How they fit together

  • KPIs run continuously and report against baseline.
  • OKRs run quarterly (typically) and report against ambition.
  • OKR Key Results are usually KPI movements.
  • Without KPIs, OKRs cannot be measured.
  • Without OKRs, KPIs report status without driving change.

The pair works together. KPIs are operational; OKRs are strategic.

The KPI trap

Plants that only track KPIs tend to:

  • Hit baseline and stop improving.
  • Treat baseline targets as the ambition.
  • Defend the current operating point against change.

Without OKR ambition, the plant runs but does not change.

The OKR trap

Plants that only do OKRs tend to:

  • Drift from one ambitious goal to another without consolidating operational discipline.
  • Burn out teams chasing constant change.
  • Lose the operational baseline because nobody owns the steady-state.

Without KPI discipline, the plant chases ambition but does not operationalize gains.

How to choose

  • For operational running: KPIs. OEE, MTBF, PM compliance, safety, backlog. Daily and weekly.
  • For improvement commitments: OKRs. Pick 2-3 per quarter. Tied to KPI movement. Time-boxed.
  • For board reporting: Both. KPIs show current state; OKRs show direction.

Common mistakes

1. Calling KPIs "OKRs" because OKR is fashionable. An OEE target of 75% with no time bound and no specific change plan is a KPI, not an OKR.

2. Making everything an OKR. The team cannot pursue 10 ambitious goals at once. 2-3 OKRs per quarter is the practical maximum.

3. KPIs that nobody reviews. Daily and weekly KPI review is essential. Quarterly review is too sparse to drive operational discipline.

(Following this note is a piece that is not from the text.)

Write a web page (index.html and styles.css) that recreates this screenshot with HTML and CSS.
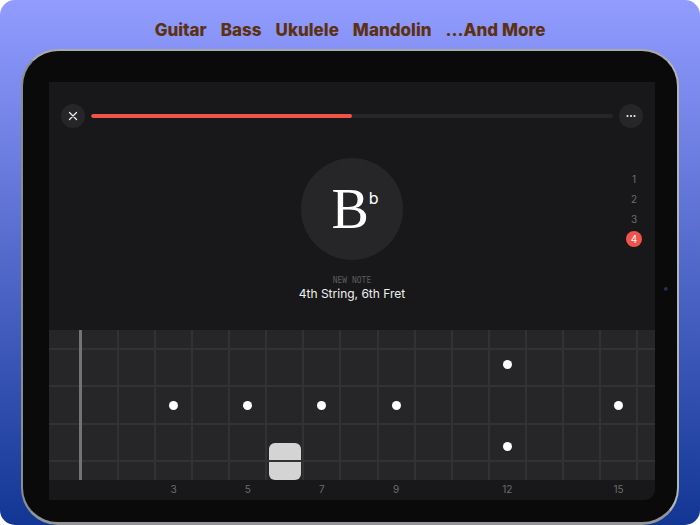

4. OKRs that drift quarter to quarter. If last quarter's OKR did not stick, you did not change anything; you moved a number temporarily.

How a modern OEE platform supports both

A modern OEE platform reports KPIs continuously (OEE, MTBF, PM compliance, etc.) and supports OKR-style ambitious targets with time-boxed tracking and milestone reporting.

Fabrico's OEE module reports the standard manufacturing KPI set continuously and supports OKR-style targets with time-boxed milestone tracking — covering both operational running and strategic improvement reporting.

See how Fabrico captures this automatically — explore OEE for manufacturing or book a demo.

Related reading

Frequently asked questions

Can a KPI be a Key Result in an OKR?

Yes. KRs are usually KPI movements over a defined timeframe.

How many OKRs should the plant have?

2-3 per quarter at the plant level. Specific teams can have 1-2 of their own. More than that disperses focus.

Should KPIs have targets?

Yes, but the target is the operational baseline, not the ambition. OKR is where ambition lives.

How often should KPIs be reviewed?

Daily at the line, weekly at the area, monthly at the plant.

What if an OKR fails?

Document why, learn, set the next one informed by the lesson. Most healthy OKR programs hit ~70% of their KRs on average — partial success is expected.